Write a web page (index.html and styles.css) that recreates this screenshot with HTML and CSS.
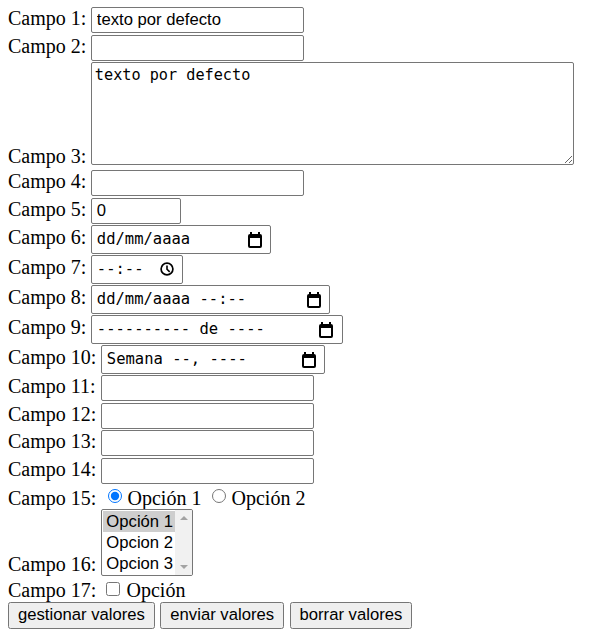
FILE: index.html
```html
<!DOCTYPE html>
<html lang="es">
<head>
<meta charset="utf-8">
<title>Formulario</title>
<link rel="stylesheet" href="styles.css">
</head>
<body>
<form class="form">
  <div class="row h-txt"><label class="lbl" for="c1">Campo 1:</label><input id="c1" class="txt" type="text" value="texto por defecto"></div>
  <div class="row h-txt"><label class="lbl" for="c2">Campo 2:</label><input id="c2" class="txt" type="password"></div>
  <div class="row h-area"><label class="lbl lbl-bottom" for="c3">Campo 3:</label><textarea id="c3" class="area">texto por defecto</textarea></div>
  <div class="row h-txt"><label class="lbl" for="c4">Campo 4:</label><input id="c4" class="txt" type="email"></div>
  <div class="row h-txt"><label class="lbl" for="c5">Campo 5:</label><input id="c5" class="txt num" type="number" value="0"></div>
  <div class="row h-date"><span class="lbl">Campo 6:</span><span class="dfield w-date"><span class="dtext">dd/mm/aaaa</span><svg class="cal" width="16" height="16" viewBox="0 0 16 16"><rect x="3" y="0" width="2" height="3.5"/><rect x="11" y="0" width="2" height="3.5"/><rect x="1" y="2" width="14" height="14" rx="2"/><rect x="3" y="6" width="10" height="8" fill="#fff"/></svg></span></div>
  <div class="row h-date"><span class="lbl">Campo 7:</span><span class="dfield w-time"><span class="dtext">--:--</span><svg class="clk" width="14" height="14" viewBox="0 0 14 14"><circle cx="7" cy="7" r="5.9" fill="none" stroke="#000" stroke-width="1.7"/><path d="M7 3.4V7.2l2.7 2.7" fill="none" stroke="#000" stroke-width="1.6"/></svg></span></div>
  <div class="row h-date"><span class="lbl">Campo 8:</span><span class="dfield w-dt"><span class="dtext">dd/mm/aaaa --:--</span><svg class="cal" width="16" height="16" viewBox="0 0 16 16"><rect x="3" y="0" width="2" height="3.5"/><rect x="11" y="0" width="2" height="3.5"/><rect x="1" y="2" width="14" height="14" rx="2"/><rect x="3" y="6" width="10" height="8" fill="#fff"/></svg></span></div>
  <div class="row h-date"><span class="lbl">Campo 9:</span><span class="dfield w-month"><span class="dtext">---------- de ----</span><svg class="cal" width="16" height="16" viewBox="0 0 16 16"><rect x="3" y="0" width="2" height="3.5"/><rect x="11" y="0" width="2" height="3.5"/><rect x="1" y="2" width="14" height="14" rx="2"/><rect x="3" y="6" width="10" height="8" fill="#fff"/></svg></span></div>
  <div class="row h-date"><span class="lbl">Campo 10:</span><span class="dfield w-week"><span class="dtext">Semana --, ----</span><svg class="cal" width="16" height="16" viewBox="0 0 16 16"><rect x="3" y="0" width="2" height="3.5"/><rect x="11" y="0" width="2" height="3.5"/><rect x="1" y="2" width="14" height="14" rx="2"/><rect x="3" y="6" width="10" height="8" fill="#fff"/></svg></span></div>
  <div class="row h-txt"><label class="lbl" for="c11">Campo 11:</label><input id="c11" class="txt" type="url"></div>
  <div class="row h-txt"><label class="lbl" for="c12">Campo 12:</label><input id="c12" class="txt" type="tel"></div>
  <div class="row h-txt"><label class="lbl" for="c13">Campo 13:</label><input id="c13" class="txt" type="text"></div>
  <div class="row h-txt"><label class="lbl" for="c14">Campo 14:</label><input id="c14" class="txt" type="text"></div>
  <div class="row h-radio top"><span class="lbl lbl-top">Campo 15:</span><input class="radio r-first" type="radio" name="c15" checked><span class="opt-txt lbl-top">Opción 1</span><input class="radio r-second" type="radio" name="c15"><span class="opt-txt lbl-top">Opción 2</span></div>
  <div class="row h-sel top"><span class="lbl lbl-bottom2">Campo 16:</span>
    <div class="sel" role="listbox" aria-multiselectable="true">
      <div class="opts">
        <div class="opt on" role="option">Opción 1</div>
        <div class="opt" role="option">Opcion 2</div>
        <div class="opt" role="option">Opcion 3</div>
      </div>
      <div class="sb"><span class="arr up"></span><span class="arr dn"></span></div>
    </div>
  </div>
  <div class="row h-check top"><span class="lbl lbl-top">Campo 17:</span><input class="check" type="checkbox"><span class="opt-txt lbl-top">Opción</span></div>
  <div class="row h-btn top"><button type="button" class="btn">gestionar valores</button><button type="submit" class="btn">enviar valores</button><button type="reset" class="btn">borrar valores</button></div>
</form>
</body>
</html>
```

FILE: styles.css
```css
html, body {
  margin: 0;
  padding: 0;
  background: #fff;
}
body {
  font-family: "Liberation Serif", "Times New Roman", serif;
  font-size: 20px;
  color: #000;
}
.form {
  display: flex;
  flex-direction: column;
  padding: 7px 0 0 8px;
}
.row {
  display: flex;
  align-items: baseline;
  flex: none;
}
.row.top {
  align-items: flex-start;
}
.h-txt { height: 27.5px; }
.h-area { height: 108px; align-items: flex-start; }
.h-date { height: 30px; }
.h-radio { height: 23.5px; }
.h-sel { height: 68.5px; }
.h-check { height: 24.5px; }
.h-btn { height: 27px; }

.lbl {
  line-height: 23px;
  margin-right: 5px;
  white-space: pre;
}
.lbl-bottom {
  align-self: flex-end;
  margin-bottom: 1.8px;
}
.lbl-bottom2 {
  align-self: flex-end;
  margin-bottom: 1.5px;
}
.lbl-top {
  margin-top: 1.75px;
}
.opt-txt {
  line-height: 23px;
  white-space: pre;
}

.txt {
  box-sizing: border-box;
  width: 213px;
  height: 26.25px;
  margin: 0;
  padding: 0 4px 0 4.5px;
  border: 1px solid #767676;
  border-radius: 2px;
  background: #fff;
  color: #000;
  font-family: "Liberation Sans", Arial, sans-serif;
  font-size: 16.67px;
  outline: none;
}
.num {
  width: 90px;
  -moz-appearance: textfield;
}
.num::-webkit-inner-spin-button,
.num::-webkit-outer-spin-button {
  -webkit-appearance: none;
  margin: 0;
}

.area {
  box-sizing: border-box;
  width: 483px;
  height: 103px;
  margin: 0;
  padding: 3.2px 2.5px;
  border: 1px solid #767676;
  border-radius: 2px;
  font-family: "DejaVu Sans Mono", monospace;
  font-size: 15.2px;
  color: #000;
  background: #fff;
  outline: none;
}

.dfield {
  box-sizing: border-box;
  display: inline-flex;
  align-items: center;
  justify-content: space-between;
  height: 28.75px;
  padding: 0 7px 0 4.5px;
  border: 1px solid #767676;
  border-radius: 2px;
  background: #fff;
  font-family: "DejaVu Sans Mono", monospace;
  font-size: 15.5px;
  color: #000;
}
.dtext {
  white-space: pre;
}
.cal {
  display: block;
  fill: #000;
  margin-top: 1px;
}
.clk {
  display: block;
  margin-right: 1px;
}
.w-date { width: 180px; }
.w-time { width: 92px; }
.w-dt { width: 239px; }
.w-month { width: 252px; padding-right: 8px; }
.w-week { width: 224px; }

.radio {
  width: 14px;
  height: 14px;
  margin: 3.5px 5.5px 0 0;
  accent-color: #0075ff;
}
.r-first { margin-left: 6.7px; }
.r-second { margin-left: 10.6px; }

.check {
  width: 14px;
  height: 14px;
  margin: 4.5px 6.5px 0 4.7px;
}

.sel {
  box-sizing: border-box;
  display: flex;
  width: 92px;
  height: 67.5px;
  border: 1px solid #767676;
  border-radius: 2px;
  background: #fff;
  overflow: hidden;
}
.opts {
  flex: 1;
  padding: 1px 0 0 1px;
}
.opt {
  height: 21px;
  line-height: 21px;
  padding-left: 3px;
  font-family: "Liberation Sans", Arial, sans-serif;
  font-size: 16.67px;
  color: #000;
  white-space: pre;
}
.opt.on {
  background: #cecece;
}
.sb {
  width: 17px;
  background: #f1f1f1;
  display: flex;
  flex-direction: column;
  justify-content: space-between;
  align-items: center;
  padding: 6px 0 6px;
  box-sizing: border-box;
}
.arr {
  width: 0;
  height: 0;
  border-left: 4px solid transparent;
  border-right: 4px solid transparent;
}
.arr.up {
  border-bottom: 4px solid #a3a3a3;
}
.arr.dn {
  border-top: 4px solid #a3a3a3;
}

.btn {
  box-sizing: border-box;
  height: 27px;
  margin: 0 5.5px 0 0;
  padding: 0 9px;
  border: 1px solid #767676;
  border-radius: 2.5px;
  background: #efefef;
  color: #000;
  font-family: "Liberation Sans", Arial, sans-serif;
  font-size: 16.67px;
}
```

____________________

#### [Task prompt]
Look through the material and copy each line that has "index".

#### [Final result]
Write a web page (index.html and styles.css) that recreates this screenshot with HTML and CSS.
FILE: index.html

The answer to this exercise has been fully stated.